2.6. Het betoog van appellant dat de rechtbank heeft miskend dat het college ten onrechte niet heeft beoordeeld of voor het bouwplan vrijstelling als bedoeld in artikel 19 van de Wet op de Ruimtelijke Ordening (hierna: WRO) kon worden verleend treft geen doel. Vaststaat dat het bestemmingsplan niet ingevolge artikel 33, eerste lid, van de WRO binnen tien jaar is herzien. Voorts was geen sprake van de terinzagelegging van een ontwerp voor een herziening van het bestemmingsplan of van een door de gemeenteraad genomen voorbereidingsbesluit. Nu aldus niet was voldaan aan de ingevolge artikel 19, vierde lid, van de WRO geldende vereisten voor het verlenen van vrijstelling, kon deze reeds hierom niet worden verleend. Aan de omstandigheid dat de monumentencommissie positief heeft geadviseerd ten aanzien van het bouwplan, kan in dit verband geen gewicht worden toegekend.
2.7. Het vorenstaande leidt tot de slotsom dat het hoger beroep gegrond is.

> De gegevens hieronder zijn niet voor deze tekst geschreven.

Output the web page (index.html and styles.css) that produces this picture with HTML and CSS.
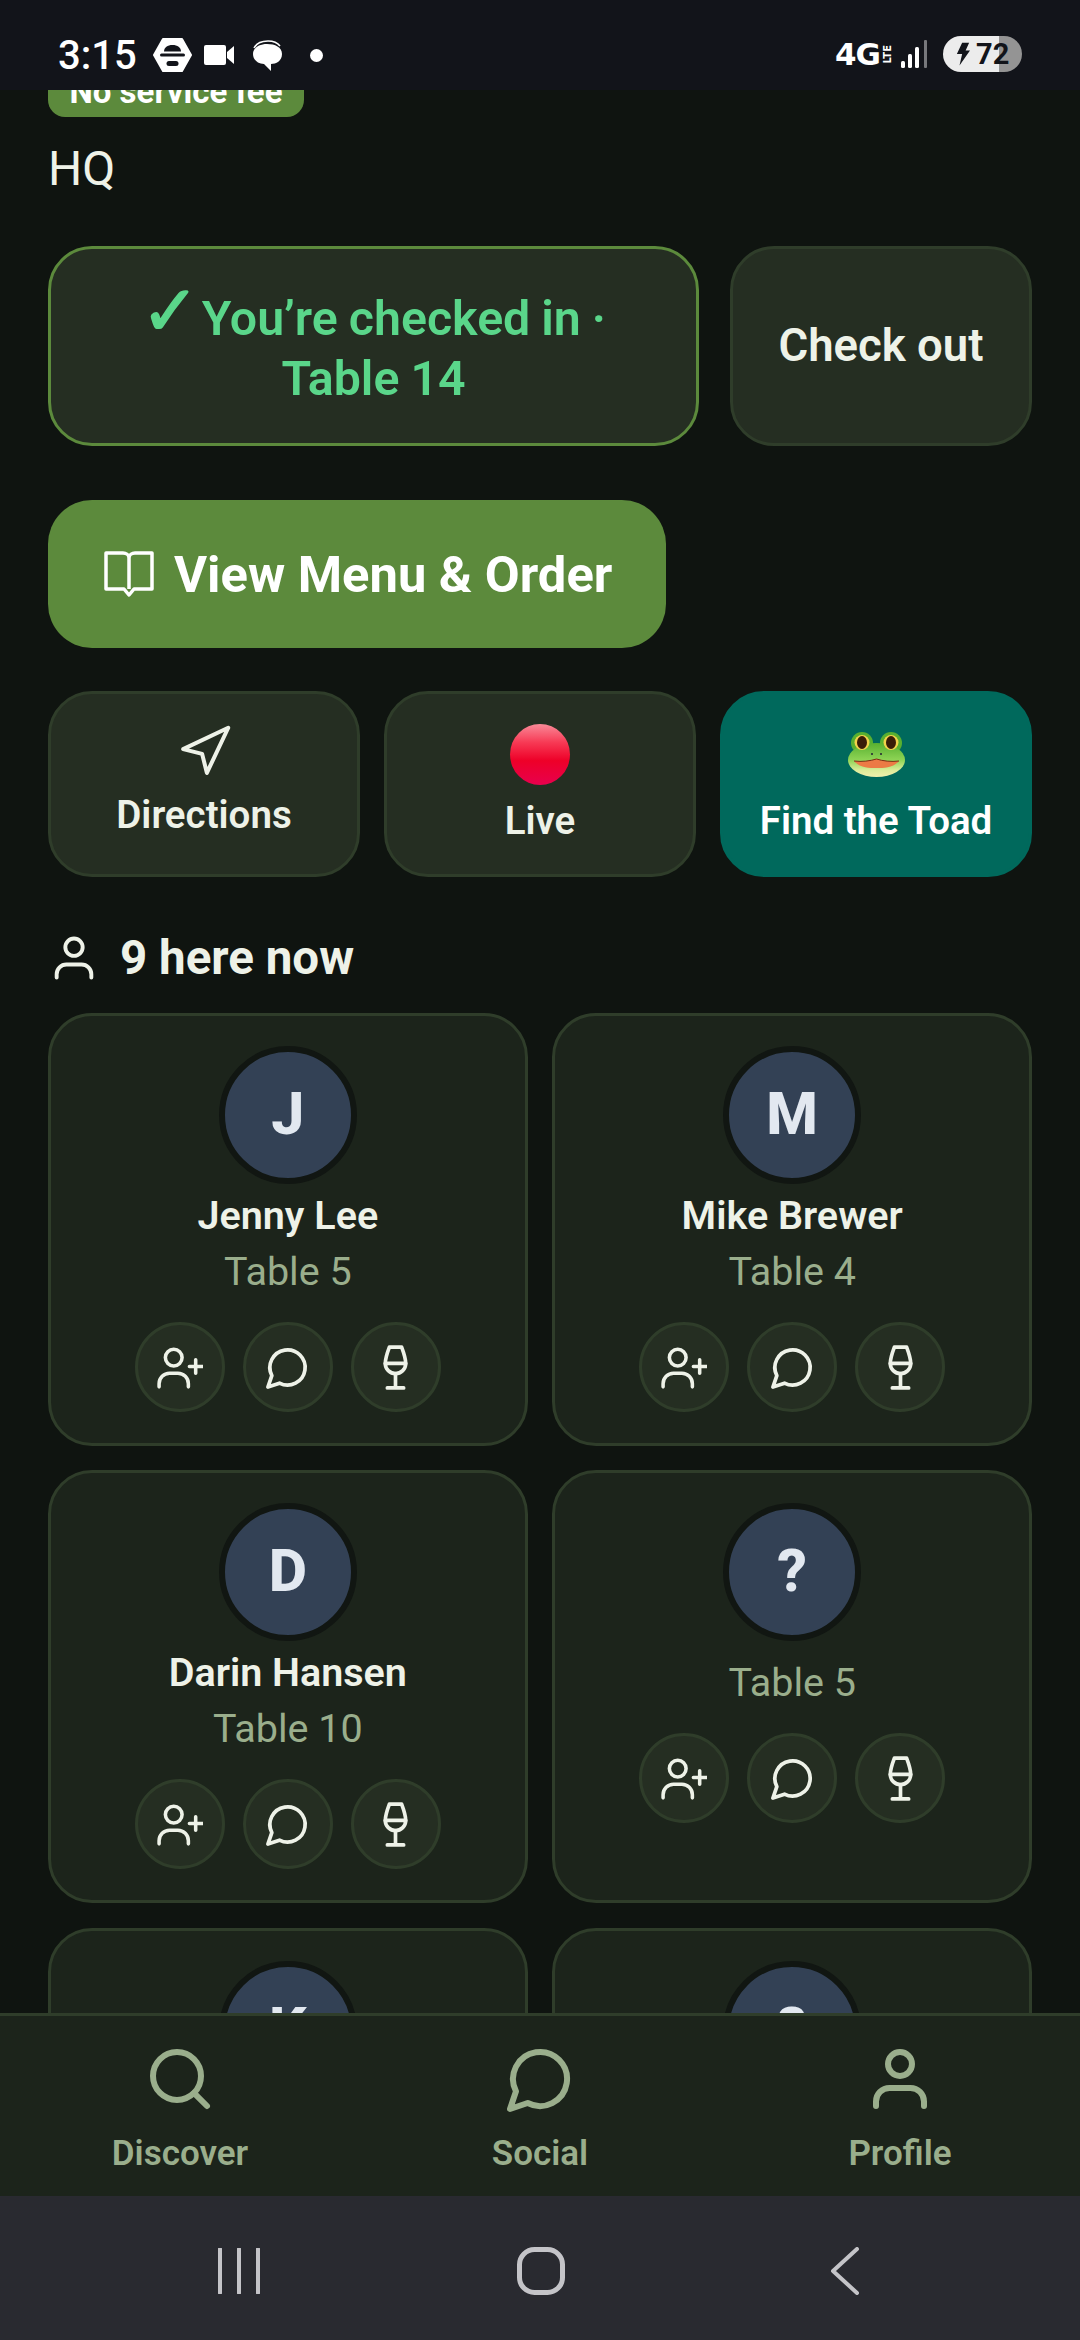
FILE: index.html
```html
<!DOCTYPE html>
<html lang="en">

<head>
    <meta charset="UTF-8">
    <title>HQ</title>
    <link rel="stylesheet" href="styles.css">
</head>

<body>
    <svg class="sprites" width="0" height="0">
        <symbol id="i-user" viewBox="0 0 24 24">
            <circle cx="12" cy="7" r="4" />
            <path d="M20 21v-1.5a4.5 4.5 0 0 0-4.5-4.5h-7a4.5 4.5 0 0 0-4.5 4.5v1.5" />
        </symbol>
        <symbol id="i-user-plus" viewBox="0 0 44 44">
            <circle cx="16" cy="13" r="8" />
            <path d="M2 41v-3a10 10 0 0 1 10-10h8a10 10 0 0 1 10 10v3" />
            <path d="M37 15v13M31 21.500h13" />
        </symbol>
        <symbol id="i-chat" viewBox="0 0 24 24">
            <path d="M7.900 20A9 9 0 1 0 4 16.100L2 22Z" />
        </symbol>
        <symbol id="i-wine" viewBox="0 0 24 24">
            <path d="M8 22h8M7 10h10M12 15v7" />
            <path d="M12 15a5 5 0 0 0 5-5c0-2-.5-4-2-8H9c-1.500 4-2 6-2 8a5 5 0 0 0 5 5Z" />
        </symbol>
    </svg>

    <header class="status-bar">
        <div class="status-left">
            <span class="clock">3:15</span>
            <svg class="st-hex" viewBox="0 0 39 34">
                <path d="M10 1h19l9 16-9 16H10L1 17z" fill="#fff" stroke="#fff" stroke-width="2" stroke-linejoin="round" />
                <path d="M11 13.500c0-4 3.500-6.500 8.500-6.500s8.500 2.500 8.500 6.500z" fill="#12141a" />
                <rect x="7" y="15.500" width="25" height="3" rx="1.500" fill="#12141a" />
                <rect x="13.500" y="23" width="12" height="5" rx="2.500" fill="#12141a" />
            </svg>
            <svg class="st-cam" viewBox="0 0 30 20">
                <rect x="0" y="0" width="22" height="20" rx="2" fill="#fff" />
                <path d="M23 7l7-6v18l-7-6z" fill="#fff" />
            </svg>
            <svg class="st-msg" viewBox="0 0 32 31">
                <path d="M3 8C6 2 12 1 17 1c5 0 9 1 12 5" fill="none" stroke="#fff" stroke-width="1.500" />
                <path d="M16 4c8 0 15 3 15 10s-6 10-11 10v7l-7-7C7 24 2 20 2 14S8 4 16 4z" fill="#fff" />
            </svg>
            <span class="st-dot"></span>
        </div>
        <div class="status-right">
            <span class="net">4G<small>LTE</small></span>
            <svg class="st-signal" viewBox="0 0 27 28">
                <rect x="0" y="21" width="4" height="7" rx="1.500" fill="#fff" />
                <rect x="7" y="14" width="4" height="14" rx="1.500" fill="#fff" />
                <rect x="14" y="7" width="4" height="21" rx="1.500" fill="#fff" />
                <rect x="23" y="0" width="3" height="28" rx="1" fill="#77787c" />
            </svg>
            <span class="battery">
                <svg class="st-bolt" viewBox="0 0 16 26">
                    <path d="M7 0h8l-4 9h5L4 26l3-13H1z" fill="#12141a" />
                </svg>
                <b>72</b>
            </span>
        </div>
    </header>

    <main class="page">
        <span class="pill">No service fee</span>
        <p class="venue">HQ</p>

        <div class="check-row">
            <button class="check-in"><span class="tick">✓</span> You’re checked in · Table 14</button>
            <button class="check-out">Check out</button>
        </div>

        <button class="menu-btn">
            <svg class="book" viewBox="0 0 50 46">
                <path d="M2 2h17c3 0 6 2 6 5 0-3 3-5 6-5h17v36H30l-5 6-5-6H2zM25 7v31" />
            </svg>
            View Menu &amp; Order
        </button>

        <div class="quick-row">
            <button class="quick">
                <svg class="nav-arrow" viewBox="0 0 24 24">
                    <polygon points="3 11 22 2 13 21 11 13 3 11" />
                </svg>
                <span>Directions</span>
            </button>
            <button class="quick">
                <span class="emoji-box"><span class="red-dot"></span></span>
                <span>Live</span>
            </button>
            <button class="quick toad">
                <span class="emoji-box">
                    <svg class="frog" viewBox="0 0 57 45">
                        <defs>
                            <linearGradient id="frogskin" x1="0" y1="0" x2="0" y2="1">
                                <stop offset="0" stop-color="#58b030" />
                                <stop offset="0.5" stop-color="#8ed455" />
                                <stop offset="0.8" stop-color="#dcec9a" />
                                <stop offset="1" stop-color="#f2f0ac" />
                            </linearGradient>
                        </defs>
                        <circle cx="14" cy="11" r="11" fill="#58b030" />
                        <circle cx="43" cy="11" r="11" fill="#58b030" />
                        <ellipse cx="28.500" cy="28" rx="28.500" ry="17" fill="url(#frogskin)" />
                        <circle cx="14" cy="10.500" r="7.500" fill="#f2d24a" />
                        <circle cx="43" cy="10.500" r="7.500" fill="#f2d24a" />
                        <ellipse cx="14" cy="10.500" rx="5" ry="6.500" fill="#3a1d08" />
                        <ellipse cx="43" cy="10.500" rx="5" ry="6.500" fill="#3a1d08" />
                        <circle cx="24" cy="22" r="1" fill="#223" />
                        <circle cx="33" cy="22" r="1" fill="#223" />
                        <path d="M6 29c8 1 16 0 22.500-2 6.500 2 14.500 3 22.500 2-6 7-15 7-22.500 7S12 36 6 29z" fill="#ec7a45" />
                        <path d="M6 29c8 1 16 0 22.500-2 6.500 2 14.500 3 22.500 2" fill="none" stroke="#7a2b14" stroke-width="1" />
                    </svg>
                </span>
                <span>Find the Toad</span>
            </button>
        </div>

        <h2 class="here-now">
            <svg class="here-icon"><use href="#i-user" /></svg>
            9 here now
        </h2>

        <div class="people">
            <div class="person">
                <div class="avatar">J</div>
                <div class="name">Jenny Lee</div>
                <div class="table">Table 5</div>
                <div class="actions">
                    <button class="round"><svg class="ic-plus"><use href="#i-user-plus" /></svg></button>
                    <button class="round"><svg class="ic"><use href="#i-chat" /></svg></button>
                    <button class="round"><svg class="ic-wine"><use href="#i-wine" /></svg></button>
                </div>
            </div>
            <div class="person">
                <div class="avatar">M</div>
                <div class="name">Mike Brewer</div>
                <div class="table">Table 4</div>
                <div class="actions">
                    <button class="round"><svg class="ic-plus"><use href="#i-user-plus" /></svg></button>
                    <button class="round"><svg class="ic"><use href="#i-chat" /></svg></button>
                    <button class="round"><svg class="ic-wine"><use href="#i-wine" /></svg></button>
                </div>
            </div>
            <div class="person">
                <div class="avatar">D</div>
                <div class="name">Darin Hansen</div>
                <div class="table">Table 10</div>
                <div class="actions">
                    <button class="round"><svg class="ic-plus"><use href="#i-user-plus" /></svg></button>
                    <button class="round"><svg class="ic"><use href="#i-chat" /></svg></button>
                    <button class="round"><svg class="ic-wine"><use href="#i-wine" /></svg></button>
                </div>
            </div>
            <div class="person">
                <div class="avatar">?</div>
                <div class="table no-name">Table 5</div>
                <div class="actions">
                    <button class="round"><svg class="ic-plus"><use href="#i-user-plus" /></svg></button>
                    <button class="round"><svg class="ic"><use href="#i-chat" /></svg></button>
                    <button class="round"><svg class="ic-wine"><use href="#i-wine" /></svg></button>
                </div>
            </div>
            <div class="person">
                <div class="avatar">K</div>
            </div>
            <div class="person">
                <div class="avatar">?</div>
            </div>
        </div>
    </main>

    <nav class="tabs">
        <a class="tab">
            <svg class="tab-icon" viewBox="0 0 24 24">
                <circle cx="11" cy="11" r="8" />
                <path d="M21 21l-4.300-4.300" />
            </svg>
            Discover
        </a>
        <a class="tab">
            <svg class="tab-icon"><use href="#i-chat" /></svg>
            Social
        </a>
        <a class="tab">
            <svg class="tab-icon"><use href="#i-user" /></svg>
            Profile
        </a>
    </nav>

    <footer class="system-nav">
        <svg class="sys-recent" viewBox="0 0 44 46">
            <path d="M3 1v44M22 1v44M41 1v44" />
        </svg>
        <svg class="sys-home" viewBox="0 0 48 48">
            <rect x="2.500" y="2.500" width="43" height="43" rx="15" />
        </svg>
        <svg class="sys-back" viewBox="0 0 30 48">
            <path d="M27 2L3 24l24 22" />
        </svg>
    </footer>
</body>

</html>
```

FILE: styles.css
```css
* {
    box-sizing: border-box;
}

body {
    margin: 0;
    width: 1080px;
    height: 2340px;
    display: flex;
    flex-direction: column;
    overflow: hidden;
    background-color: #0f1410;
    color: #eef2e8;
    font-family: Roboto, 'Noto Sans', sans-serif;
}

button {
    font-family: inherit;
    color: inherit;
    padding: 0;
}

.sprites {
    position: absolute;
}

/* status bar */
.status-bar {
    height: 90px;
    flex: none;
    display: flex;
    justify-content: space-between;
    background-color: #12141a;
    color: white;
    position: relative;
    z-index: 1;
}

.status-left {
    display: flex;
    align-items: center;
    padding-left: 58px;
    padding-top: 20px;
}

.clock {
    font-size: 40px;
    font-weight: 500;
    width: 95px;
}

.st-hex {
    width: 39px;
    height: 34px;
}

.st-cam {
    width: 30px;
    height: 20px;
    margin-left: 12px;
}

.st-msg {
    width: 32px;
    height: 31px;
    margin-left: 17px;
}

.st-dot {
    width: 13px;
    height: 13px;
    border-radius: 50%;
    background-color: white;
    margin-left: 27px;
}

.status-right {
    display: flex;
    align-items: center;
    padding-right: 58px;
    padding-top: 18px;
}

.net {
    display: flex;
    align-items: center;
    font-family: 'DejaVu Sans', sans-serif;
    font-weight: 700;
    font-size: 31px;
    letter-spacing: -1px;
    width: 66px;
    height: 24px;
}

.net small {
    writing-mode: vertical-rl;
    transform: rotate(180deg);
    font-size: 10px;
    letter-spacing: 0;
    margin-left: 2px;
}

.st-signal {
    width: 27px;
    height: 28px;
    margin-right: 15px;
}

.battery {
    width: 79px;
    height: 36px;
    border-radius: 18px;
    display: flex;
    align-items: center;
    padding-left: 13px;
    gap: 6px;
    color: #12141a;
    background: linear-gradient(to right, #ececec 56px, #949494 56px);
}

.battery b {
    font-size: 29px;
    font-weight: 700;
}

.st-bolt {
    width: 14px;
    height: 24px;
}

/* main scroll area */
.page {
    flex: 1;
    min-height: 0;
    overflow: hidden;
    padding: 0 48px;
}

.pill {
    display: block;
    width: 256px;
    height: 60px;
    margin-top: -33px;
    padding-top: 15px;
    text-align: center;
    font-size: 33px;
    font-weight: 700;
    line-height: 40px;
    color: white;
    background-color: #5c8a3c;
    border-radius: 17px;
}

.venue {
    margin: 25px 0 0;
    font-size: 48px;
    line-height: 53px;
}

.check-row {
    display: flex;
    gap: 31px;
    margin-top: 51px;
}

.check-in,
.check-out {
    height: 200px;
    border-radius: 44px;
    background-color: #252e22;
    line-height: 60px;
    font-weight: 600;
}

.check-in {
    width: 651px;
    padding: 5px 40px 0;
    border: 3px solid #5c8a3c;
    color: #5ad68a;
    font-size: 48.300px;
    word-spacing: -1px;
}

.tick {
    font-family: 'DejaVu Sans', sans-serif;
    font-weight: 700;
    font-size: 70px;
    line-height: 0;
    margin-right: -9px;
    -webkit-text-stroke: 1.5px #5ad68a;
}

.check-out {
    width: 302px;
    border: 3px solid #2f3d2a;
    font-size: 45.500px;
    color: #eef2e8;
}

.menu-btn {
    display: flex;
    align-items: center;
    gap: 20px;
    width: 618px;
    height: 148px;
    margin-top: 54px;
    padding-left: 56px;
    border: none;
    border-radius: 44px;
    background-color: #5c8a3c;
    color: white;
    font-size: 50.700px;
    font-weight: 700;
}

.book {
    width: 50px;
    height: 46px;
    flex: none;
    fill: none;
    stroke: white;
    stroke-width: 3.500;
    stroke-linejoin: round;
}

.quick-row {
    display: grid;
    grid-template-columns: repeat(3, 1fr);
    gap: 24px;
    margin-top: 43px;
}

.quick {
    height: 186px;
    display: flex;
    flex-direction: column;
    align-items: center;
    padding-top: 29px;
    border: 3px solid #2f3d2a;
    border-radius: 44px;
    background-color: #252e22;
    font-size: 38.500px;
    line-height: 46px;
    font-weight: 600;
}

.quick.toad {
    background-color: #00695c;
    border-color: #00695c;
    color: white;
}

.nav-arrow {
    width: 57px;
    height: 57px;
    margin-bottom: 12px;
    fill: none;
    stroke: #eef2e8;
    stroke-width: 1.700;
    stroke-linejoin: round;
    stroke-linecap: round;
}

.emoji-box {
    height: 63px;
    margin-bottom: 12px;
    display: flex;
    align-items: center;
    justify-content: center;
}

.red-dot {
    width: 60px;
    height: 61px;
    border-radius: 50%;
    background: linear-gradient(to bottom, #f98a98 0%, #f73a55 30%, #ee0028 60%, #e8004e 100%);
}

.frog {
    width: 57px;
    height: 45px;
}

.here-now {
    display: flex;
    align-items: center;
    gap: 20px;
    height: 52px;
    margin: 55px 0 0;
    font-size: 47.500px;
    font-weight: 700;
}

.here-icon {
    width: 52px;
    height: 52px;
    flex: none;
    fill: none;
    stroke: #eef2e8;
    stroke-width: 1.800;
    stroke-linecap: round;
}

/* people grid */
.people {
    display: grid;
    grid-template-columns: 1fr 1fr;
    gap: 24.750px;
    margin-top: 29px;
}

.person {
    min-height: 432.500px;
    display: flex;
    flex-direction: column;
    align-items: center;
    padding-top: 30px;
    border: 3px solid #2f3d2a;
    border-radius: 44px;
    background-color: #1c241b;
}

.avatar {
    width: 138px;
    height: 138px;
    flex: none;
    display: flex;
    align-items: center;
    justify-content: center;
    padding-bottom: 3px;
    border: 6px solid #111612;
    border-radius: 50%;
    background-color: #334155;
    color: #e2e8f0;
    font-size: 59px;
    font-weight: 800;
}

.name {
    margin-top: 9px;
    font-size: 39.500px;
    line-height: 46px;
    font-weight: 600;
}

.table {
    margin-top: 10px;
    font-size: 39.500px;
    line-height: 46px;
    color: #9aae8c;
}

.table.no-name {
    margin-top: 19px;
}

.actions {
    display: flex;
    gap: 18px;
    margin-top: 27px;
}

.round {
    width: 90px;
    height: 90px;
    display: flex;
    align-items: center;
    justify-content: center;
    border: 3px solid #2f3d2a;
    border-radius: 50%;
    background-color: #252e22;
}

.ic,
.ic-wine,
.ic-plus {
    fill: none;
    stroke: #eef2e8;
    stroke-linecap: round;
    stroke-linejoin: round;
}

.ic {
    width: 47px;
    height: 47px;
    stroke-width: 1.900;
}

.ic-wine {
    width: 49px;
    height: 49px;
    stroke-width: 1.800;
}

.ic-plus {
    width: 46px;
    height: 46px;
    stroke-width: 3.400;
}

/* bottom tabs */
.tabs {
    height: 183px;
    flex: none;
    display: grid;
    grid-template-columns: repeat(3, 1fr);
    border-top: 3px solid #2f3d2a;
    background-color: #1c241b;
}

.tab {
    display: flex;
    flex-direction: column;
    align-items: center;
    padding-top: 27px;
    gap: 16px;
    font-size: 35px;
    line-height: 46px;
    font-weight: 600;
    color: #9aae8c;
}

.tab-icon {
    width: 72px;
    height: 72px;
    fill: none;
    stroke: #9aae8c;
    stroke-width: 2;
    stroke-linecap: round;
    stroke-linejoin: round;
}

/* android nav */
.system-nav {
    height: 144px;
    flex: none;
    display: flex;
    align-items: center;
    padding: 6px 0 0 217px;
    background-color: #292a30;
}

.system-nav svg {
    flex: none;
    fill: none;
    stroke: #c4c4c8;
    stroke-linecap: round;
    stroke-linejoin: round;
}

.sys-recent {
    width: 44px;
    height: 46px;
    stroke-width: 4;
}

.sys-home {
    width: 48px;
    height: 48px;
    margin-left: 256px;
    stroke-width: 5;
}

.sys-back {
    width: 30px;
    height: 48px;
    margin-left: 265px;
    stroke-width: 4;
}
```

Nu echter het dictum van de aangevallen uitspraak juist is, moet die uitspraak, met verbetering van de gronden waarop zij rust, worden bevestigd.
2.8. Voor een proceskostenveroordeling bestaat geen aanleiding.
De Afdeling bestuursrechtspraak van de Raad van State
Recht doende in naam der Koningin:
I. verklaart het hoger beroep gegrond;
II. bevestigt de aangevallen uitspraak;
III. gelast dat de gemeente Soest aan appellant het door hem voor de behandeling van het hoger beroep betaalde griffierecht, ten bedrage van € 205,00, zegge tweehonderdvijf euro, vergoedt.
Aldus vastgesteld door mr. B.J. van Ettekoven, Lid van de enkelvoudige kamer, in tegenwoordigheid van mr. J.H. Roelfsema, ambtenaar van Staat.